BRIEF
How many lines in the listing below include the word "this"? Answer with the number and nothing else.

THE INPUT
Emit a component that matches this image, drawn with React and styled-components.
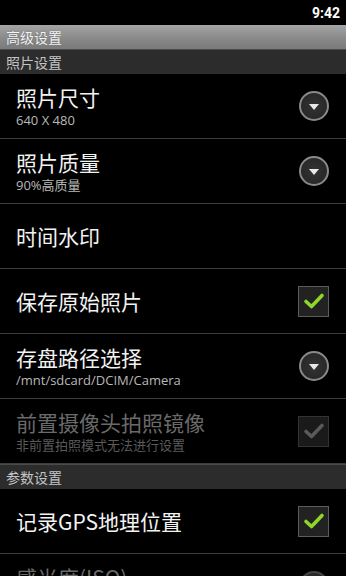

---

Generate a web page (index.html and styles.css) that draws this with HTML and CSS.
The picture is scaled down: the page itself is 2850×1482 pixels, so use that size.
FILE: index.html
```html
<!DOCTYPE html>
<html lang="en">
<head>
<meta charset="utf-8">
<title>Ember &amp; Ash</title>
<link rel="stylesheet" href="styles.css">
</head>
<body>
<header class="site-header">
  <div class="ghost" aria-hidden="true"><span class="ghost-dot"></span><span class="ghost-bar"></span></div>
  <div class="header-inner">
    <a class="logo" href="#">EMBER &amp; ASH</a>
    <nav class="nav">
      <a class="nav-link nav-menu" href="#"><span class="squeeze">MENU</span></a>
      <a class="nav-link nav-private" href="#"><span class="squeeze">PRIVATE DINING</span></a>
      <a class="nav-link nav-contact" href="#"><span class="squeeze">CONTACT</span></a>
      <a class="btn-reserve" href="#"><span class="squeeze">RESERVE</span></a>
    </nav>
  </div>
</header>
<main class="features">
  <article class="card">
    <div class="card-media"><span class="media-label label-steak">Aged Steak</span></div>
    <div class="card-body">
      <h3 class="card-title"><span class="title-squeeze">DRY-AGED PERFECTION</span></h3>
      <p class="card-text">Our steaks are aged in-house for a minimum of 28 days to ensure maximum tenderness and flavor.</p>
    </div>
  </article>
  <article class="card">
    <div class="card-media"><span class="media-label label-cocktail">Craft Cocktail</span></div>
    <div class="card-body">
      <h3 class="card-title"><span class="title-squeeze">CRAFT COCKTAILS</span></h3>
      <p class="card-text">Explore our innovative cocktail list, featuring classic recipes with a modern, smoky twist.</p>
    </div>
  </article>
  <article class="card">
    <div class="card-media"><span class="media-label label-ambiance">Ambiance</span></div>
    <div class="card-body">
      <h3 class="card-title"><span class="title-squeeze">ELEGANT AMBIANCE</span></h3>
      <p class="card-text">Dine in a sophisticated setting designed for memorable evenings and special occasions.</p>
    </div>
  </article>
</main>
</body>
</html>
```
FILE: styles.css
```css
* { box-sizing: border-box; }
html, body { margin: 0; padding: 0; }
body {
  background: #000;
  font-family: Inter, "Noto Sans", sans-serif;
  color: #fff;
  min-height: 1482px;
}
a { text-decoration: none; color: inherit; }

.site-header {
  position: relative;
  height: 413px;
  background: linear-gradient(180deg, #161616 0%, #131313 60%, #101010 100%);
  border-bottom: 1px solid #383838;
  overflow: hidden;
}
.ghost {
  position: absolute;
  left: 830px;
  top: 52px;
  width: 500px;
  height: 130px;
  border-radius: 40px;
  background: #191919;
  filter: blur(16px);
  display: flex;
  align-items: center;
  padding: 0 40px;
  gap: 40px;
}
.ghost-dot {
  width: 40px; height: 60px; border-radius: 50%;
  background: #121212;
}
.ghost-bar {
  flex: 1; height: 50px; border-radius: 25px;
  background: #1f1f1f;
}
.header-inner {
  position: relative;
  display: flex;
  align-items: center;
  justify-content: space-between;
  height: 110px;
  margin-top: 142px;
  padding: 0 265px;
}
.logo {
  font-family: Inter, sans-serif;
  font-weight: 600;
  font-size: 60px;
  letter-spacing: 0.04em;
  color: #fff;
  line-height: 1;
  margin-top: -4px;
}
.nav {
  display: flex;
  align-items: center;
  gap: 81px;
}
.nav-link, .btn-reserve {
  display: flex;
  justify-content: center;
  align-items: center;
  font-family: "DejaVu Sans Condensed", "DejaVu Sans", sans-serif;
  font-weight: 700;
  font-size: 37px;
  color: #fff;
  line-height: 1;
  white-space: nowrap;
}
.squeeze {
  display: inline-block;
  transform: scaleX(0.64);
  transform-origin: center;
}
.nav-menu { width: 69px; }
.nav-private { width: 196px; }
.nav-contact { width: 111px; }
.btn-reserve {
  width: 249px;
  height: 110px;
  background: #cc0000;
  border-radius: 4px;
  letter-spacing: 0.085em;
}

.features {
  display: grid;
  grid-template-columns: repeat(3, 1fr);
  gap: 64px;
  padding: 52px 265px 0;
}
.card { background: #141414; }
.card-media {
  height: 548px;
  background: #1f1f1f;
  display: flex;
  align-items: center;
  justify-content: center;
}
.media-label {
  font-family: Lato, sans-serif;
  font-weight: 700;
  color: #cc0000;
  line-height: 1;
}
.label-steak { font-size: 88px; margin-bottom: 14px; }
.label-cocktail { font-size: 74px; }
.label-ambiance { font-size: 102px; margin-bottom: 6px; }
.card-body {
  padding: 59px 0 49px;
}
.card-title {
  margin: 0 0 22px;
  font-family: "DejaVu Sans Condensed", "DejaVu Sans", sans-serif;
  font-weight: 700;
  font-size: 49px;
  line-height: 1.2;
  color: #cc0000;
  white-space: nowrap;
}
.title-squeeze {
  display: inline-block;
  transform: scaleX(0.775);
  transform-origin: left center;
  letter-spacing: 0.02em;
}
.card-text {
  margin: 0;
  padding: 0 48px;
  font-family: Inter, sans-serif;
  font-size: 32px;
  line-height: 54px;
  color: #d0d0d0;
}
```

FULL SOLUTION
2